To help pay the cost of increased benefits, the legislation would increase Medicare payroll tax 0.9 percentage point, to 2.35 percent, on wages above $200,000 for individuals and $250,000 for married couples filing jointly. In a change sought by the White House, beginning in 2013, a new 3.8 percent tax would be imposed on interest, dividends, capital gains and other investment income for individuals making more $200,000 and couples making more than $250,000.
The measure also erased a Senate-passed provision to give Nebraska a greater share of Medicaid funds than other states would receive under an expansion mandated under the bill. Republicans had made that politically radioactive, calling it a Cornhusker Kickback, and it was one of the reasons most often cited by in recent weeks by rank-and-file House Democrats unhappy they were being asked to approve a Senate-passed bill they disdained.
In a gesture to public sentiment as well as the sensitivities of moderate members of the rank and file, Democrats and Obama sought to focus public attention on the deficit reduction they said would result from the revised legislation. The Congressional Budget office put the 10-year savings at $138 billion, but Democratic leaders said that would be dwarfed by a projected $1.2 trillion in the following decade.
But Republicans countered quickly, pointing out that the revisions raised the levels of planned Medicare cuts and would mean higher taxes, as well.
"The Senate bill that Speaker Pelosi said Democrats are so afraid to take a vote on cut Medicare by $465 billion. This latest bill increases those cuts by about $60 billion more," said the Senate Republican leader, Sen. Mitch McConnell of Kentucky.
"How about taxes? The Senate bill that Democrats are so afraid to take a vote on raises taxes by $494 billion.
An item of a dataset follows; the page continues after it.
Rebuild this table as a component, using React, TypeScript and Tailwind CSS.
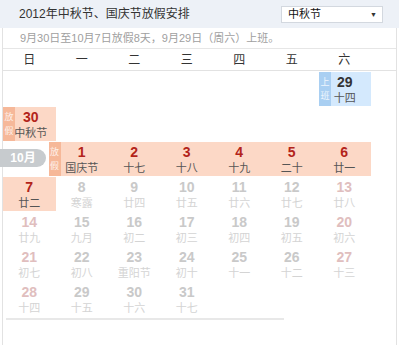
import React from 'react';

type Day = {
    n: string;
    l: string;
    kind?: 'holiday' | 'work' | 'weekend' | 'plain';
};

const FONT = { fontFamily: '"Liberation Sans", "Noto Sans CJK SC", sans-serif' };

const WEEK = ['日', '一', '二', '三', '四', '五', '六'];

// October rows after the holiday block, Sunday first
const OCT_ROWS: Day[][] = [
    [
        { n: '7', l: '廿二', kind: 'holiday' },
        { n: '8', l: '寒露' },
        { n: '9', l: '廿四' },
        { n: '10', l: '廿五' },
        { n: '11', l: '廿六' },
        { n: '12', l: '廿七' },
        { n: '13', l: '廿八', kind: 'weekend' },
    ],
    [
        { n: '14', l: '廿九', kind: 'weekend' },
        { n: '15', l: '九月' },
        { n: '16', l: '初二' },
        { n: '17', l: '初三' },
        { n: '18', l: '初四' },
        { n: '19', l: '初五' },
        { n: '20', l: '初六', kind: 'weekend' },
    ],
    [
        { n: '21', l: '初七', kind: 'weekend' },
        { n: '22', l: '初八' },
        { n: '23', l: '重阳节' },
        { n: '24', l: '初十' },
        { n: '25', l: '十一' },
        { n: '26', l: '十二' },
        { n: '27', l: '十三', kind: 'weekend' },
    ],
    [
        { n: '28', l: '十四', kind: 'weekend' },
        { n: '29', l: '十五' },
        { n: '30', l: '十六' },
        { n: '31', l: '十七' },
    ],
];

const HOLIDAY_WEEK: Day[] = [
    { n: '1', l: '国庆节' },
    { n: '2', l: '十七' },
    { n: '3', l: '十八' },
    { n: '4', l: '十九' },
    { n: '5', l: '二十' },
    { n: '6', l: '廿一' },
];

function Strip({ text, tone }: { text: string; tone: 'rest' | 'work' }) {
    return (
        <div
            className={`w-[12px] h-full flex flex-col items-center justify-center text-[9px] leading-[14px] text-white/80 ${tone === 'rest' ? 'bg-[#f6b899]' : 'bg-[#a9cff2]'}`}
        >
            {text.split('').map((c, i) => <span key={i}>{c}</span>)}
        </div>
    );
}

function DayText({ day, tone }: { day: Day; tone: 'holiday' | 'work' | 'weekend' | 'plain' }) {
    const numColor = tone === 'holiday' ? 'text-[#b3241a]' : tone === 'work' ? 'text-[#333]' : tone === 'weekend' ? 'text-[#e0bebe]' : 'text-[#c9c9c9]';
    const lunarColor = tone === 'holiday' || tone === 'work' ? 'text-[#555]' : 'text-[#d4d4d4]';
    return (
        <div className="flex flex-col items-center pt-px">
            <span className={`text-[14px] font-bold leading-[18px] ${numColor}`}>{day.n}</span>
            <span className={`text-[11px] leading-[15px] ${lunarColor}`}>{day.l}</span>
        </div>
    );
}

export default function App() {
    return (
        <div className="w-[399px] h-[345px] bg-white overflow-hidden" style={FONT}>
            {/* Title bar */}
            <div className="h-[28px] bg-[#edf1f7] flex items-center">
                <div className="w-[19px] shrink-0" />
                <h1 className="text-[12px] text-[#333] font-normal">2012年中秋节、国庆节放假安排</h1>
                <div className="flex-1" />
                <div className="w-[102px] h-[17px] bg-white border border-[#d3d8df] flex items-center justify-between">
                    <span className="ml-[6px] text-[11px] text-[#111] leading-none">中秋节</span>
                    <span className="mr-[5px] text-[7px] text-[#333] leading-none">▼</span>
                </div>
                <div className="w-[16px] shrink-0" />
            </div>

            <div className="ml-[2px] w-[395px] h-[317px] border-l border-r border-[#e2e2e2]">
                <div className="h-[21px] flex items-center border-b border-[#e6e6e6]">
                    <div className="w-[17px] shrink-0" />
                    <p className="text-[11px] text-[#a0a0a0]">
                        9月30日至10月7日放假8天，9月29日（周六）上班。
                    </p>
                </div>

                <div className="grid grid-cols-[repeat(7,52.5px)] h-[22px] border-b border-[#e2e2e2]">
                    {WEEK.map(w => (
                        <div key={w} className="flex items-center justify-center text-[12px] text-[#333]">{w}</div>
                    ))}
                </div>

                {/* Sept 29 - working Saturday */}
                <div className="grid grid-cols-[repeat(7,52.5px)] h-[35px] pt-px">
                    <div className="col-start-7 h-[34px] ml-px bg-[#d4e9fd] relative">
                        <div className="absolute left-0 top-0 h-full"><Strip text="上班" tone="work" /></div>
                        <DayText day={{ n: '29', l: '十四' }} tone="work" />
                    </div>
                </div>

                {/* Sept 30 - Mid-Autumn */}
                <div className="grid grid-cols-[repeat(7,52.5px)] h-[35px] pt-px">
                    <div className="h-[34px] bg-[#fcd8c6] relative">
                        <div className="absolute left-0 top-0 h-full"><Strip text="放假" tone="rest" /></div>
                        <div className="ml-[3px]"><DayText day={{ n: '30', l: '中秋节' }} tone="holiday" /></div>
                    </div>
                </div>

                {/* Oct 1-6 */}
                <div className="grid grid-cols-[repeat(7,52.5px)] h-[35px] pt-px">
                    <div className="flex items-center -ml-[3px] pb-[2px]">
                        <div className="w-[46px] h-[18px] rounded-r-full bg-[#c7cbce] flex items-center justify-center text-[12px] font-bold text-white">10月</div>
                    </div>
                    <div className="col-span-6 h-[34px] bg-[#fcd8c6] relative grid grid-cols-[repeat(6,52.5px)]">
                        <div className="absolute -left-[7px] top-0 h-full"><Strip text="放假" tone="rest" /></div>
                        {HOLIDAY_WEEK.map(d => <DayText key={d.n} day={d} tone="holiday" />)}
                    </div>
                </div>

                {OCT_ROWS.map((row, r) => (
                    <div key={r} className="grid grid-cols-[repeat(7,52.5px)] h-[35px] pt-px">
                        {row.map(d => (
                            <div key={d.n} className={`h-[34px] ${d.kind === 'holiday' ? 'bg-[#fcd8c6]' : ''}`}>
                                <DayText day={d} tone={d.kind ?? 'plain'} />
                            </div>
                        ))}
                    </div>
                ))}

                <div className="mt-[2px] ml-[3px] w-[278px] h-[2px] bg-[#e8e8e8]" />
            </div>
        </div>
    );
}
This bill increases those tax hikes by at least $150 billion."
The package of changes released during the day involves the second of two bills that Obama hopes lawmakers will send him in coming days.
The first, at more than 2,700 pages, cleared the Senate late last year but went no further because House Democrats demanded significant changes — the very types of revisions now incorporated into the fix-it measure.
Sparking outrage by Republicans, Pelosi and other House Democratic leaders are likely to try and pass both bills with a single vote in hopes of avoiding a stand-alone roll call on the unpopular Senate measure.
Passage in the House would send the first bill to the president for his signature, and the other measure to the Senate for a final vote expected by the end of next week. Over GOP objections, it will take place under rules that bar a filibuster, meaning Democrats will not be required to post a 60-vote majority.
Republicans said during the day they would challenge select provisions of the measure by claiming they were not eligible to be included in a measure considered under non-filibuster rules.